Page 458 in the book.
"Still, we can overcome this to some extent by making dependence on RESTful resources a lesser obstacle to consumer autonomy. Even when RESTful (or RPC for that matter) is your only means to integrate, you can create the illusion of temporal decoupling by using timers or messaging in your own system. That way your system will reach out to any remote systems only when a timer elapses or when a message is received. If the remote system is unavailable, the timer threshold can be backed off, or if using messaging the message can be negatively acknowledged to the broker and redelivered"
Context:
I have a Client service C
I have a Server service S
C --calls--> S
I want to increase the autonomy of C and lessen the dependency on S
Questions:
The book says (in the above paragraph ) I can use "Temporal Decoupling" using timers or messaging. So that to me means that C no longer has to block and wait for an immediate response from S? is that correct?
Temporal Decoupling using Timers: C only makes a call on S when timer elapses and if the remote system (S) isn't available the timer threshold is backed off. What does that mean? can you clarify this?
I understand that C makes call only when timer is more than 10 sec for example? is that correct?
Not clear how "timer threshold is backed off" can help in this?
Temporal Decoupling using Messaging: C only makes a call on S when a message is received and if the remote system (S) isn't available the message is negatively acknowledged. What does that mean? can you clarify?
C only calls S when "a message is received" received from where?
and if no message is received then "... the message can be negatively acknowledged to the broker and redelivered", not clear of sequence of events here?
Please clarify with examples if you can. Thank you.
The book says (in the above paragraph ) I can use "Temporal Decoupling" using timers or messaging. So that to me means that C no longer has to block and wait for an immediate response from S? is that correct?
Yes, it is for implementing async integration between two bounded contexts (BCs) when the upstream BC (the server "S") offers a REST API instead of publishing messages to a middleware queue.
Temporal Decoupling using Timers: C only makes a call on S when timer elapses and if the remote system (S) isn't available the timer threshold is backed off. What does that mean? can you clarify this? I understand that C makes call only when timer is more than 10 sec for example? is that correct? Not clear how "timer threshold is backed off" can help in this?
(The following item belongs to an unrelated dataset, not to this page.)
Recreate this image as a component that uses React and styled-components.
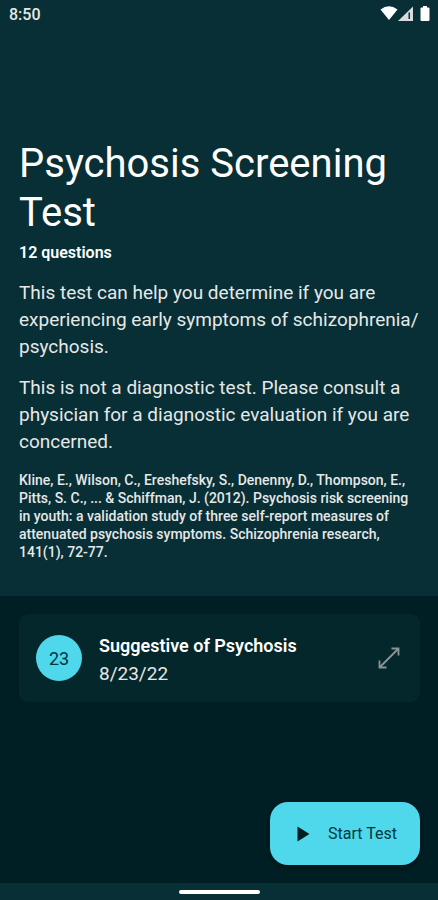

So, the downstream BC (C) integrates with the upstream BC (S) by polling the REST API of S everytime a timer elapses (say every 10 sec, as you said for example). To back the timer threshold off when the API is unavailable, means that the client will retry the polling on normal intervals, it doesn't matter the timer.
Example:
C --POLL--> S @ 00:00
C --POLL--> S @ 00:10
C --POLL--> S @ 00:20
C --POLL--> S @ "every 10 sec"
S is-down
C --POLL--> S @ 00:00 (timer is backed-off)
S is-down
C --POLL--> S @ 00:00 (timer is backed-off)
S is-up
C --POLL--> S @ 00:10
C --POLL--> S @ 00:20
C --POLL--> S @ "every 10 sec"
Temporal Decoupling using Messaging: C only makes a call on S when a message is received and if the remote system (S) isn't available the message is negatively acknowledged. What does that mean? can you clarify? C only calls S when "a message is received" received from where? and if no message is received then "... the message can be negatively acknowledged to the broker and redelivered", not clear of sequence of events here?
Instead of using a timer, the polling is done every time C receives a message, published by an internal broker within the client BC (not a message queue between C and S). To return a negative acknowledge to the broker is for saying to the broker that it has to redeliver the message (since the call to S couldn't be performed). So the broker will send again the same message to C, and C will retry the call to S.
UPDATE:
The following is what Vaughn Vernon says in his other book "DDD distilled" about this topic:
"Going Asynchronous with REST
It’s possible to accomplish asynchronous messaging using REST-based polling of a sequentially growing set of resources. Using background processing, a client would continuously poll for a service Atom feed resource that provides an ever-increasing set of Domain Events. This is a safe approach to maintaining asynchronous operations between a service and clients, while supplying up-to-date events that continue to occur in the service. If the service becomes unavailable for some reason, clients will simply retry on normal intervals, or back off with retry, until the feed resource is available again.
This approach is discussed in detail in Implementing Domain-Driven Design."